■ TASK MATERIAL ■

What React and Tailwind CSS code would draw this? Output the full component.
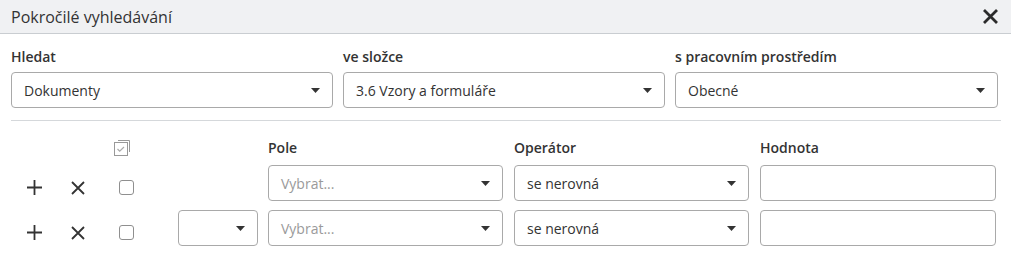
import React from 'react';

const font = { fontFamily: '"Open Sans", "Noto Sans", sans-serif' };

function Caret() {
  return (
    <svg width="9" height="5" viewBox="0 0 9 5" className="shrink-0">
      <path d="M0 0h9L4.5 5z" fill="#333" />
    </svg>
  );
}

function Select({ value, placeholder, className = '' }) {
  return (
    <div className={`flex items-center justify-between h-[36px] border border-[#a9a9a9] rounded-[4px] bg-white pl-[12px] pr-[12px] ${className}`}>
      {value ? (
        <span className="text-[14px] text-[#333]">{value}</span>
      ) : (
        <span className="text-[14px] text-[#9a9a9a]">{placeholder}</span>
      )}
      <Caret />
    </div>
  );
}

function PlusIcon() {
  return (
    <svg width="15" height="15" viewBox="0 0 15 15">
      <path d="M7.5 0v15M0 7.5h15" stroke="#333" strokeWidth="1.8" />
    </svg>
  );
}

function CrossIcon() {
  return (
    <svg width="14" height="14" viewBox="0 0 14 14">
      <path d="M1 1l12 12M13 1L1 13" stroke="#333" strokeWidth="1.8" />
    </svg>
  );
}

function Row({ withJoin }) {
  return (
    <div className="flex items-center gap-[10px]">
      <div className="w-[157px] flex items-center h-[36px] pt-[9px]">
        <div className="ml-[16px] flex"><PlusIcon /></div>
        <div className="ml-[29px] flex"><CrossIcon /></div>
        <div className="ml-[34px] w-[15px] h-[15px] border border-[#8f8f8f] rounded-[3px] bg-white" />
      </div>
      <div className="w-[80px]">
        {withJoin && <Select className="w-[80px]" />}
      </div>
      <Select placeholder="Vybrat..." className="w-[235px]" />
      <Select value="se nerovná" className="w-[235px] ml-px" />
      <div className="w-[236px] h-[36px] border border-[#a9a9a9] rounded-[4px] bg-white ml-px" />
    </div>
  );
}

export default function App() {
  return (
    <div className="w-[1011px] h-[258px] bg-white text-[#333]" style={font}>
      <div className="h-[34px] bg-[#f0f1f3] border-b border-[#c9cdd1] flex items-center justify-between pl-[11px] pr-[12px]">
        <span className="text-[16px] text-[#333]">Pokročilé vyhledávání</span>
        <svg width="17" height="17" viewBox="0 0 17 17">
          <path d="M2 2l13 13M15 2L2 15" stroke="#2b2b2b" strokeWidth="2.8" />
        </svg>
      </div>

      <div className="px-[11px]">
        <div className="grid grid-cols-[322px_322px_323px] gap-[10px] pt-[14px]">
          {[
            ['Hledat', 'Dokumenty'],
            ['ve složce', '3.6 Vzory a formuláře'],
            ['s pracovním prostředím', 'Obecné'],
          ].map(([label, value]) => (
            <div key={label}>
              <div className="text-[14px] font-semibold leading-[18px] mb-[6px]">{label}</div>
              <Select value={value} />
            </div>
          ))}
        </div>

        <div className="mt-[12px] border-t border-[#d5d8db] mr-[-1px]" />

        <div className="flex items-center gap-[10px] h-[44px] pt-[8px]">
          <div className="w-[157px] h-[20px] flex items-center">
            <svg width="17" height="17" viewBox="0 0 17 17" className="ml-[103px]">
              <path d="M4 1.5h11.5v11.5" fill="none" stroke="#999" strokeWidth="1" />
              <rect x="0.5" y="3.5" width="13" height="13" fill="#fff" stroke="#999" strokeWidth="1" />
              <path d="M3.5 10l2.2 2.2L10 8" fill="none" stroke="#aaa" strokeWidth="1.2" />
            </svg>
          </div>
          <div className="w-[80px]" />
          <div className="w-[235px] text-[14px] font-semibold">Pole</div>
          <div className="w-[235px] ml-px text-[14px] font-semibold">Operátor</div>
          <div className="w-[236px] ml-px text-[14px] font-semibold">Hodnota</div>
        </div>

        <div className="flex flex-col gap-[9px]">
          <Row />
          <Row withJoin />
        </div>
      </div>
    </div>
  );
}
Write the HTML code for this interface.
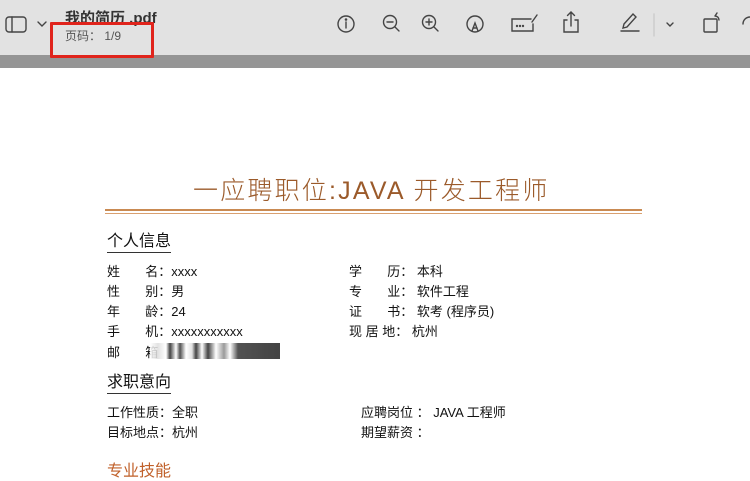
<!DOCTYPE html>
<html><head><meta charset="utf-8"><style>
body{margin:0;width:750px;height:465px;overflow:hidden;background:#fff;font-family:"Liberation Sans","Noto Sans CJK SC",sans-serif;position:relative}
.a{position:absolute;white-space:nowrap}
.tb{position:absolute;left:0;top:0;width:750px;height:55px;background:#e2e2e2}
.db{position:absolute;left:0;top:55px;width:750px;height:13px;background:#959595}
.t{font-size:13px;color:#111;line-height:16px}
.h{font-size:16px;color:#111;border-bottom:1px solid #333;line-height:20px}
svg{position:absolute}
</style></head><body>
<div class="tb"></div><div class="db"></div>
<svg style="left:0;top:0" width="750" height="54" fill="none" stroke="#444" stroke-width="1.4" stroke-linecap="round">
<rect x="6" y="17" width="20" height="15" rx="3"/><line x1="12" y1="17" x2="12" y2="32"/>
<path d="M38 22l4 4 4-4"/>
<circle cx="346" cy="24" r="8"/><line x1="346" y1="22" x2="346" y2="28"/><circle cx="346" cy="19.5" r=".6" fill="#444"/>
<circle cx="390" cy="22" r="6.5"/><line x1="387" y1="22" x2="393" y2="22"/><line x1="395" y1="27" x2="399" y2="31"/>
<circle cx="429" cy="22" r="6.5"/><line x1="426" y1="22" x2="432" y2="22"/><line x1="429" y1="19" x2="429" y2="25"/><line x1="434" y1="27" x2="438" y2="31"/>
<circle cx="475" cy="24" r="8"/><path d="M472 31l3-8 3 8M473 28h4"/>
<path d="M531 19h-19v12h21v-7"/><path d="M537 15l-5 7"/><circle cx="517" cy="26" r=".5"/><circle cx="520" cy="26" r=".5"/><circle cx="523" cy="26" r=".5"/>
<path d="M567 20h-3v12h14v-12h-3M571 26v-14M567.5 15.5l3.5-3.5 3.5 3.5"/>
<path d="M621 31h18M623 28l1-4 9-10 3 3-9 10z"/>
<line x1="654" y1="14" x2="654" y2="36" stroke="#ccc"/>
<path d="M667 23l3 3 3-3"/>
<rect x="704" y="19" width="13" height="13" rx="1"/><path d="M715 16a4 4 0 0 1 4 4M715 16l2-3"/>
<path d="M750 17a7 7 0 0 0 -7 7"/>
</svg>
<div class="a" style="left:65px;top:7px;font-size:15px;font-weight:bold;color:#333">我的简历 .pdf</div>
<div class="a" style="left:65px;top:27px;font-size:12px;color:#555">页码： 1/9</div>
<div class="a" style="left:50px;top:22px;width:104px;height:36px;border:3px solid #e0241c;box-sizing:border-box;border-radius:1px"></div>

<div class="a" style="left:193px;top:171px;font-size:25px;color:#9b5a2a;letter-spacing:2.2px;font-weight:300">一应聘职位:JAVA 开发工程师</div>
<div class="a" style="left:105px;top:209px;width:537px;height:2px;background:#c98a52"></div>
<div class="a" style="left:105px;top:213px;width:537px;height:1px;background:#d9a070"></div>

<div class="a h" style="left:107px;top:232px">个人信息</div>
<div class="a t" style="left:107px;top:264px">姓&nbsp;&nbsp;&nbsp;&nbsp;&nbsp;&nbsp;&nbsp;名：xxxx</div>
<div class="a t" style="left:107px;top:284px">性&nbsp;&nbsp;&nbsp;&nbsp;&nbsp;&nbsp;&nbsp;别：男</div>
<div class="a t" style="left:107px;top:304px">年&nbsp;&nbsp;&nbsp;&nbsp;&nbsp;&nbsp;&nbsp;龄：24</div>
<div class="a t" style="left:107px;top:324px">手&nbsp;&nbsp;&nbsp;&nbsp;&nbsp;&nbsp;&nbsp;机：xxxxxxxxxxx</div>
<div class="a t" style="left:107px;top:345px">邮&nbsp;&nbsp;&nbsp;&nbsp;&nbsp;&nbsp;&nbsp;箱</div>
<div class="a" style="left:150px;top:343px;width:130px;height:16px;background:linear-gradient(90deg,#fff 0,#ddd 8px,#fff 16px,#222 20px,#fff 26px,#333 30px,#fff 36px,#ddd 42px,#222 46px,#fff 52px,#222 58px,#fff 66px,#888 74px,#fff 80px,#333 88px,#222 130px);opacity:.85"></div>
<div class="a t" style="left:349px;top:264px">学&nbsp;&nbsp;&nbsp;&nbsp;&nbsp;&nbsp;&nbsp;历： 本科</div>
<div class="a t" style="left:349px;top:284px">专&nbsp;&nbsp;&nbsp;&nbsp;&nbsp;&nbsp;&nbsp;业： 软件工程</div>
<div class="a t" style="left:349px;top:304px">证&nbsp;&nbsp;&nbsp;&nbsp;&nbsp;&nbsp;&nbsp;书： 软考 (程序员)</div>
<div class="a t" style="left:349px;top:324px">现 居 地： 杭州</div>

<div class="a h" style="left:107px;top:373px">求职意向</div>
<div class="a t" style="left:107px;top:405px">工作性质：全职</div>
<div class="a t" style="left:107px;top:425px">目标地点：杭州</div>
<div class="a t" style="left:361px;top:405px">应聘岗位 ： JAVA 工程师</div>
<div class="a t" style="left:361px;top:425px">期望薪资 ：</div>
<div class="a" style="left:107px;top:457px;font-size:16px;color:#c0602a">专业技能</div>
</body></html>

■ TASK GOAL ■
Reply with only the number of lines in the material above where the string "code" appears.

■ SOLUTION ■
2